Márcio espera um ‘racha’ na base do governo para angariar apoio à CPI. O alvo é claramente o vereador Eric Douglas, do União Brasil, que na sexta-feira, 31, publicou vídeo nas redes sociais dizendo que ‘votaria com o povo’ se precisar decidir a respeito de uma investigação sobre atos do governo. Eric, no entanto, tem sido enfático a respeito de outra questão que precisa ser levada em conta no momento: o uso político da CPI.
Gilson Oliveira (DC) também comunga da posição de que há vereadores, pré-candidatos a vereador e a prefeito querendo usar a pauta da CPI para crescer politicamente em meio à crise.
A política e a crise
Há uma perspectiva que explica isso: a CPI não seria uma ‘pauta do povo’, mas um instrumento das lideranças políticas que pretendem conduzi-los à eleição. Uma prova disso seria a pressão que houve sobre a Câmara na terça-feira da semana passada, dia 28, quando as galerias do plenário foram tomadas de manifestantes que, aos gritos e muito agitados, inviabilizaram a condução dos trabalhos no parlamento.

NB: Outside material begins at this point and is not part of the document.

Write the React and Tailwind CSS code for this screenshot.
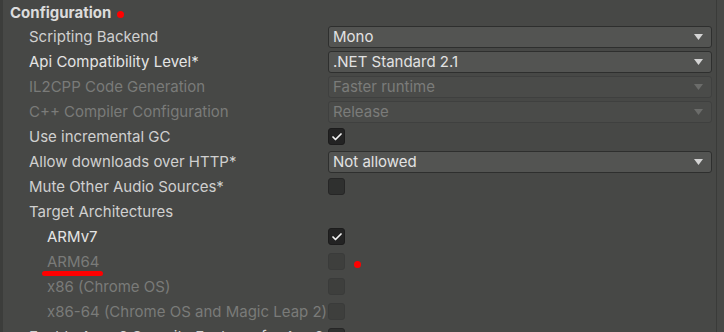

A manifestação acabou em ovos atirados ao paço, que o blog retratou — e condenou — no post CANOAS | Protesto com ovos: ‘povo pelo povo’ virou desculpa para o deboche; democracia não é ‘amém’ à baderna.
A manifestação de 28 de maio circula pelas redes como espontânea, mas foi filmada apenas por assessores, pré-candidatos e influenciadores da oposição. Os ovos que chegaram para serem jogados no prédio da Prefeitura comprovam que houve, no mínimo, alguma premeditação no movimento.
E o temor de que a manifestação dos ovos evolua equivocadamente para algum tipo de violência também preocupa.
A preocupação crescente entre os parlamentares sobre os rumos da crise divide-se, hoje, com esta indisposição também muito sólida sobre serem usados como ‘massa de manobra’ para os interesses eleitorais claramente postos no movimento pró-CPI.
Dado isto, a abertura da investigação segue tão certa quanto incerta, dependendo da perspectiva com que se olhe. Aliás, esta é outra máxima da política brasileira: um terreno fértil onde pode acontecer de tudo, inclusive nada.